コツ④外注費が適切かどうかをしっかりと検討する
外注では、予算や実績をもとに、コストと品質のバランスがとれているかをしっかり検討する必要があります。
一般的に、コストと品質は互いに強く関係しており、コストを下げると品質も下がり、コストをかけると品質も向上すると言われています。
外注費が適切でなかったり、見直しをおこないたい場合は、契約期間や作業範囲を見直しましょう。
そもそも外注化すべき業務量なのかも確認すべきポイントです。
自社の中で現状を常に分析し、コストと品質に求めるものを明確にしておきましょう。
外注化と内製化のどちらにすべき?判断基準について
外注化していた業務を自社の中で完結させる内製化にするか、このまま委託を続けるのか、企業の転換期においてこの選択が重要です。
外注化と内製化の判断基準は以下のようになります。
- コア業務のひっ迫度
- 専門的な知識の必要性
同じ業務でも、外注化と内製化でどちらがコスト削減や効率化がおこなえるかというのは各企業によって異なります。
ですがコア業務へ取り組むための人手が足りない、コア業務以外の人件費が無駄に感じるといった場合には、他の業務を外注化することは有効でしょう。
検討している業務が今後自社のノウハウとして必要ならば、専門的な知識を自社に蓄積できる内製化が向いていますね。

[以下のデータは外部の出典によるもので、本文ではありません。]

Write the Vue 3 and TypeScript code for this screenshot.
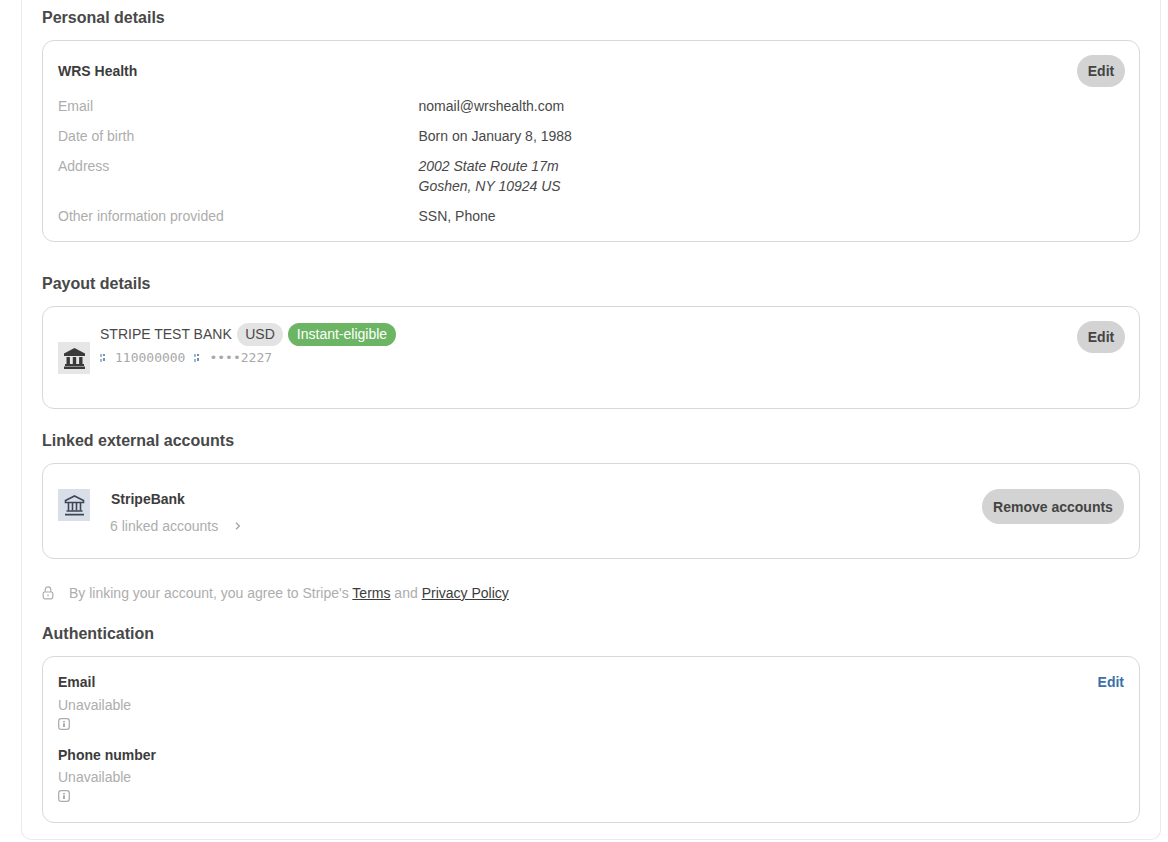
<template>
  <div class="panel">
    <h2 class="heading">Personal details</h2>
    <section class="card personal">
      <div class="card-top">
        <span class="strong">WRS Health</span>
        <button class="pill edit">Edit</button>
      </div>
      <dl class="details">
        <template v-for="row in personalRows" :key="row.label">
          <dt>{{ row.label }}</dt>
          <dd :class="{ address: row.lines.length > 1 }">
            <div v-for="line in row.lines" :key="line">{{ line }}</div>
          </dd>
        </template>
      </dl>
    </section>

    <h2 class="heading payout-heading">Payout details</h2>
    <section class="card payout">
      <div class="icon-box grey">
        <svg width="21" height="21" viewBox="0 0 21 21" fill="#3a3a3a">
          <path d="M10.5 0 L21 5.5 V8 H0 V5.5 Z" />
          <rect x="2.5" y="9" width="3.4" height="7" />
          <rect x="8.8" y="9" width="3.4" height="7" />
          <rect x="15.1" y="9" width="3.4" height="7" />
          <rect x="1" y="16" width="19" height="2" />
          <rect x="0" y="18.5" width="21" height="2.5" />
        </svg>
      </div>
      <div class="bank">
        <div class="bank-name">
          <span>STRIPE TEST BANK</span>
          <span class="chip">USD</span>
          <span class="chip green">Instant-eligible</span>
        </div>
        <div class="routing">
          <svg class="sep" width="6" height="10" viewBox="0 0 6 10"><rect x="0" y="1" width="2" height="3" fill="#9fb6d2" /><rect x="0" y="6" width="2" height="3" fill="#9fb6d2" /><rect x="3" y="1" width="2" height="2" fill="#6f90b8" /><rect x="3" y="5" width="2" height="3" fill="#6f90b8" /></svg>
          <span>110000000</span>
          <svg class="sep" width="6" height="10" viewBox="0 0 6 10"><rect x="0" y="1" width="2" height="3" fill="#9fb6d2" /><rect x="0" y="6" width="2" height="3" fill="#9fb6d2" /><rect x="3" y="1" width="2" height="2" fill="#6f90b8" /><rect x="3" y="5" width="2" height="3" fill="#6f90b8" /></svg>
          <span>••••2227</span>
        </div>
      </div>
      <button class="pill edit">Edit</button>
    </section>

    <h2 class="heading linked-heading">Linked external accounts</h2>
    <section class="card linked">
      <div class="icon-box blue">
        <svg width="21" height="21" viewBox="0 0 21 21" fill="none" stroke="#3d4656" stroke-width="1.6">
          <path d="M10.5 1 L19.5 5.5 V7.5 H1.5 V5.5 Z" />
          <path d="M4.5 8 V15.5 M8.5 8 V15.5 M12.5 8 V15.5 M16.5 8 V15.5" />
          <path d="M2.5 16 H18.5 M1 19.6 H20" />
        </svg>
      </div>
      <div class="linked-text">
        <div class="strong stripe-bank">StripeBank</div>
        <div class="linked-count">
          <span>6 linked accounts</span>
          <svg width="6" height="8" viewBox="0 0 6 8" fill="none" stroke="#a3a3a3" stroke-width="1.3"><path d="M1 0.8 L4.4 4 L1 7.2" /></svg>
        </div>
      </div>
      <button class="pill remove">Remove accounts</button>
    </section>

    <p class="agree">
      <svg width="12" height="14" viewBox="0 0 12 14" fill="none" stroke="#adadad" stroke-width="1.2">
        <path d="M3.2 6 V3.6 a2.8 2.8 0 0 1 5.6 0 V6" />
        <rect x="1.2" y="6" width="9.6" height="6.8" rx="1.5" />
        <path d="M6 8.6 V10.2" />
      </svg>
      <span>By linking your account, you agree to Stripe's <a>Terms</a> and <a>Privacy Policy</a></span>
    </p>

    <h2 class="heading auth-heading">Authentication</h2>
    <section class="card auth">
      <a class="auth-edit">Edit</a>
      <div v-for="item in authItems" :key="item" class="auth-item">
        <div class="strong">{{ item }}</div>
        <div class="muted">Unavailable</div>
        <svg class="info" width="12" height="12" viewBox="0 0 12 12" fill="none" stroke="#adadad" stroke-width="1.3">
          <rect x="0.7" y="0.7" width="10.6" height="10.6" rx="2.4" />
          <path d="M6 5.2 V9 M6 3 V4.2" stroke="#8a8a8a" stroke-width="1.4" />
        </svg>
      </div>
    </section>
  </div>
</template>

<script setup lang="ts">
interface PersonalRow {
  label: string
  lines: string[]
}

const personalRows: PersonalRow[] = [
  { label: 'Email', lines: ['nomail@wrshealth.com'] },
  { label: 'Date of birth', lines: ['Born on January 8, 1988'] },
  { label: 'Address', lines: ['2002 State Route 17m', 'Goshen, NY 10924 US'] },
  { label: 'Other information provided', lines: ['SSN, Phone'] },
]

const authItems = ['Email', 'Phone number']
</script>

<style>
html,
body {
  background: #fff;
}
</style>

<style scoped>
.panel {
  box-sizing: border-box;
  width: 1140px;
  height: 840px;
  margin-left: 21px;
  padding: 8px 20px 0;
  border: 1px solid #e9e9ee;
  border-top: none;
  border-radius: 0 0 10px 10px;
  background: #fff;
  color: #484848;
  font-family: "Liberation Sans", Arial, sans-serif;
  font-size: 14px;
  line-height: 20px;
}

.heading {
  margin: 0 0 12px;
  font-size: 16px;
  font-weight: 700;
  line-height: 20px;
}

.payout-heading {
  margin-top: 32px;
}

.linked-heading {
  margin-top: 22px;
}

.auth-heading {
  margin-top: 21px;
}

.card {
  box-sizing: border-box;
  width: 1098px;
  border: 1px solid #d8d8d8;
  border-radius: 12px;
  background: #fff;
}

.personal {
  height: 202px;
  padding: 14px 14px 0 15px;
}

.card-top {
  display: flex;
  align-items: center;
  justify-content: space-between;
  height: 32px;
}

.strong {
  color: #3c3c3c;
  font-weight: 700;
}

.pill {
  border: none;
  border-radius: 18px;
  background: #d3d3d3;
  color: #444;
  font-family: inherit;
  font-size: 14px;
  font-weight: 700;
  padding: 0;
}

.edit {
  flex: none;
  width: 48px;
  height: 32px;
}

.details {
  display: grid;
  grid-template-columns: 360.5px 1fr;
  row-gap: 10px;
  margin: 9px 0 0;
}

.details dt {
  color: #adadad;
}

.details dd {
  margin: 0;
}

.address {
  font-style: italic;
}

.payout {
  display: flex;
  align-items: flex-start;
  height: 103px;
  padding: 14px 14px 0 15px;
}

.icon-box {
  flex: none;
  display: flex;
  align-items: center;
  justify-content: center;
  width: 32px;
  height: 32px;
}

.grey {
  margin-top: 21px;
  background: #e6e6e6;
}

.blue {
  background: #d8dfe8;
}

.bank {
  flex: 1;
  margin-left: 10px;
}

.bank-name {
  display: flex;
  align-items: center;
  gap: 5px;
  height: 24px;
  margin-top: 1px;
}

.chip {
  display: flex;
  align-items: center;
  height: 23px;
  padding: 0 8.5px;
  border-radius: 12px;
  background: #e3e3e3;
}

.green {
  background: #6cb564;
  color: #fff;
}

.routing {
  display: flex;
  align-items: center;
  gap: 9px;
  height: 18px;
  margin-top: 3px;
  color: #a8a8a8;
  font-family: "DejaVu Sans Mono", monospace;
  font-size: 13px;
}

.sep {
  flex: none;
}

.linked {
  display: flex;
  align-items: flex-start;
  height: 96px;
  padding: 25px 15px 0 15px;
}

.linked-text {
  flex: 1;
  margin-left: 20px;
}

.stripe-bank {
  margin-left: 1px;
}

.linked-count {
  display: flex;
  align-items: center;
  gap: 17px;
  margin-top: 7px;
  color: #adadad;
}

.remove {
  width: 142px;
  height: 35px;
}

.agree {
  display: flex;
  align-items: center;
  gap: 15px;
  height: 20px;
  margin: 24px 0 0;
  color: #adadad;
}

.agree a {
  color: #3c3c3c;
  text-decoration: underline;
}

.auth {
  position: relative;
  height: 167px;
  padding: 15px 15px 0;
}

.auth-edit {
  position: absolute;
  top: 15px;
  right: 15px;
  color: #3d6fa8;
  font-weight: 700;
}

.auth-item {
  height: 73px;
}

.muted {
  margin-top: 3px;
  color: #adadad;
}

.auth-item + .auth-item .muted {
  margin-top: 2px;
}

.info {
  display: block;
  margin-top: 3px;
}
</style>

外注化と内製化のメリット・デメリットを比較しながら、自社にあった判断をすることが大切です。
まとめ
外注化の効果と管理のコツをまとめていきましょう。
- 外注化とは、業務の一部を社外の業者や人材に委託する事業形態のこと
- 外注化すればノウハウが不足している部分を補える
- 外注化をおこなうことで、コア業務のひっ迫を改善できる
- 委託先とは、あらかじめ双方の相違のないよう契約を結び、トラブルが生じた場合の素早い対応に備える
- 契約後もこまめな進捗状況の確認やコミュニケーションにより、業務を円滑に進めるための業務管理をおこなう
- 事業の転換期には業務の洗い出しをおこない、内製化するか外部への委託を続けるのかを判断をする
さまざまな観点から業務内容を見直すことで、外注化と内製化のメリット・デメリットを比較しながら、自社に合った方法を判断しましょう。
外注化によって自社の弱点が克服されることは会社全体の質の向上へつながります。
外注化を検討されている方は、今回の記事を参考にしてみてくださいね。